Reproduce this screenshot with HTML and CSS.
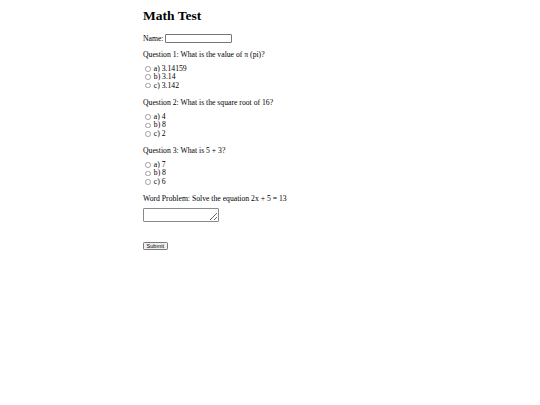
FILE: index.html
```html
<!DOCTYPE html>
<html>
<head>
<meta charset="utf-8">
<title>Math Test</title>
<link rel="stylesheet" href="styles.css">
</head>
<body>
<div class="page">
<h1 class="title">Math Test</h1>
<form class="test">
<div class="name-row"><label for="name">Name:</label><input class="text-input" type="text" id="name" name="name"></div>
<p class="question">Question 1: What is the value of π (pi)?</p>
<div class="options">
<label class="option"><input class="radio" type="radio" name="q1" value="a"><span>a) 3.14159</span></label>
<label class="option"><input class="radio" type="radio" name="q1" value="b"><span>b) 3.14</span></label>
<label class="option"><input class="radio" type="radio" name="q1" value="c"><span>c) 3.142</span></label>
</div>
<p class="question">Question 2: What is the square root of 16?</p>
<div class="options">
<label class="option"><input class="radio" type="radio" name="q2" value="a"><span>a) 4</span></label>
<label class="option"><input class="radio" type="radio" name="q2" value="b"><span>b) 8</span></label>
<label class="option"><input class="radio" type="radio" name="q2" value="c"><span>c) 2</span></label>
</div>
<p class="question">Question 3: What is 5 + 3?</p>
<div class="options">
<label class="option"><input class="radio" type="radio" name="q3" value="a"><span>a) 7</span></label>
<label class="option"><input class="radio" type="radio" name="q3" value="b"><span>b) 8</span></label>
<label class="option"><input class="radio" type="radio" name="q3" value="c"><span>c) 6</span></label>
</div>
<p class="question question-last">Word Problem: Solve the equation 2x + 5 = 13</p>
<textarea class="answer" name="wp"></textarea>
<button class="submit" type="submit">Submit</button>
</form>
</div>
</body>
</html>
```
FILE: styles.css
```css
html, body {
  margin: 0;
  padding: 0;
  background: #fff;
}
.page {
  width: 254px;
  margin: 0 auto;
  font-family: "Liberation Serif", "Times New Roman", serif;
  font-size: 7.7px;
  color: #000;
}
.title {
  font-size: 13.5px;
  line-height: 16px;
  font-weight: bold;
  margin: 8px 0 0;
}
.test {
  display: flex;
  flex-direction: column;
  align-items: flex-start;
}
.name-row {
  display: flex;
  align-items: center;
  gap: 1px;
  height: 9px;
  margin-top: 10px;
  line-height: 9px;
}
.text-input {
  box-sizing: border-box;
  width: 67px;
  height: 8.5px;
  margin: 0;
  padding: 0;
  font-size: 6px;
  line-height: 6px;
  border: 1px solid #767676;
  border-radius: 1px;
  background: #fff;
  flex: none;
}
.question {
  margin: 7.9px 0 6.1px;
  line-height: 9px;
}
.name-row + .question {
  margin-top: 6.5px;
}
.question-last {
  margin-bottom: 5px;
}
.options {
  display: flex;
  flex-direction: column;
}
.option {
  display: flex;
  align-items: center;
  height: 8.4px;
  line-height: 8px;
}
.radio {
  appearance: none;
  -webkit-appearance: none;
  box-sizing: border-box;
  width: 5.6px;
  height: 5.6px;
  margin: 0 2.8px 0 2.4px;
  border: 0.6px solid #a0a0a0;
  border-radius: 50%;
  background: #fff;
}
.answer {
  box-sizing: border-box;
  width: 76px;
  height: 14.5px;
  margin: 0;
  padding: 0;
  border: 0.75px solid #8a8a8a;
  border-radius: 1px;
  background: #fff;
  resize: both;
}
.submit {
  box-sizing: border-box;
  margin-top: 20px;
  width: 24.5px;
  height: 8px;
  padding: 0;
  font-family: "Liberation Sans", Arial, sans-serif;
  font-size: 5.6px;
  line-height: 6px;
  color: #000;
  background: #efefef;
  border: 0.6px solid #7a7a7a;
  border-radius: 1.2px;
}
```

### TASK PROMPT:
Output the data above without changes, apart from leaving out the pictures.

### RESULT BELOW:
Reproduce this screenshot with HTML and CSS.
FILE: index.html
```html
<!DOCTYPE html>
<html>
<head>
<meta charset="utf-8">
<title>Math Test</title>
<link rel="stylesheet" href="styles.css">
</head>
<body>
<div class="page">
<h1 class="title">Math Test</h1>
<form class="test">
<div class="name-row"><label for="name">Name:</label><input class="text-input" type="text" id="name" name="name"></div>
<p class="question">Question 1: What is the value of π (pi)?</p>
<div class="options">
<label class="option"><input class="radio" type="radio" name="q1" value="a"><span>a) 3.14159</span></label>
<label class="option"><input class="radio" type="radio" name="q1" value="b"><span>b) 3.14</span></label>
<label class="option"><input class="radio" type="radio" name="q1" value="c"><span>c) 3.142</span></label>
</div>
<p class="question">Question 2: What is the square root of 16?</p>
<div class="options">
<label class="option"><input class="radio" type="radio" name="q2" value="a"><span>a) 4</span></label>
<label class="option"><input class="radio" type="radio" name="q2" value="b"><span>b) 8</span></label>
<label class="option"><input class="radio" type="radio" name="q2" value="c"><span>c) 2</span></label>
</div>
<p class="question">Question 3: What is 5 + 3?</p>
<div class="options">
<label class="option"><input class="radio" type="radio" name="q3" value="a"><span>a) 7</span></label>
<label class="option"><input class="radio" type="radio" name="q3" value="b"><span>b) 8</span></label>
<label class="option"><input class="radio" type="radio" name="q3" value="c"><span>c) 6</span></label>
</div>
<p class="question question-last">Word Problem: Solve the equation 2x + 5 = 13</p>
<textarea class="answer" name="wp"></textarea>
<button class="submit" type="submit">Submit</button>
</form>
</div>
</body>
</html>
```
FILE: styles.css
```css
html, body {
  margin: 0;
  padding: 0;
  background: #fff;
}
.page {
  width: 254px;
  margin: 0 auto;
  font-family: "Liberation Serif", "Times New Roman", serif;
  font-size: 7.7px;
  color: #000;
}
.title {
  font-size: 13.5px;
  line-height: 16px;
  font-weight: bold;
  margin: 8px 0 0;
}
.test {
  display: flex;
  flex-direction: column;
  align-items: flex-start;
}
.name-row {
  display: flex;
  align-items: center;
  gap: 1px;
  height: 9px;
  margin-top: 10px;
  line-height: 9px;
}
.text-input {
  box-sizing: border-box;
  width: 67px;
  height: 8.5px;
  margin: 0;
  padding: 0;
  font-size: 6px;
  line-height: 6px;
  border: 1px solid #767676;
  border-radius: 1px;
  background: #fff;
  flex: none;
}
.question {
  margin: 7.9px 0 6.1px;
  line-height: 9px;
}
.name-row + .question {
  margin-top: 6.5px;
}
.question-last {
  margin-bottom: 5px;
}
.options {
  display: flex;
  flex-direction: column;
}
.option {
  display: flex;
  align-items: center;
  height: 8.4px;
  line-height: 8px;
}
.radio {
  appearance: none;
  -webkit-appearance: none;
  box-sizing: border-box;
  width: 5.6px;
  height: 5.6px;
  margin: 0 2.8px 0 2.4px;
  border: 0.6px solid #a0a0a0;
  border-radius: 50%;
  background: #fff;
}
.answer {
  box-sizing: border-box;
  width: 76px;
  height: 14.5px;
  margin: 0;
  padding: 0;
  border: 0.75px solid #8a8a8a;
  border-radius: 1px;
  background: #fff;
  resize: both;
}
.submit {
  box-sizing: border-box;
  margin-top: 20px;
  width: 24.5px;
  height: 8px;
  padding: 0;
  font-family: "Liberation Sans", Arial, sans-serif;
  font-size: 5.6px;
  line-height: 6px;
  color: #000;
  background: #efefef;
  border: 0.6px solid #7a7a7a;
  border-radius: 1.2px;
}
```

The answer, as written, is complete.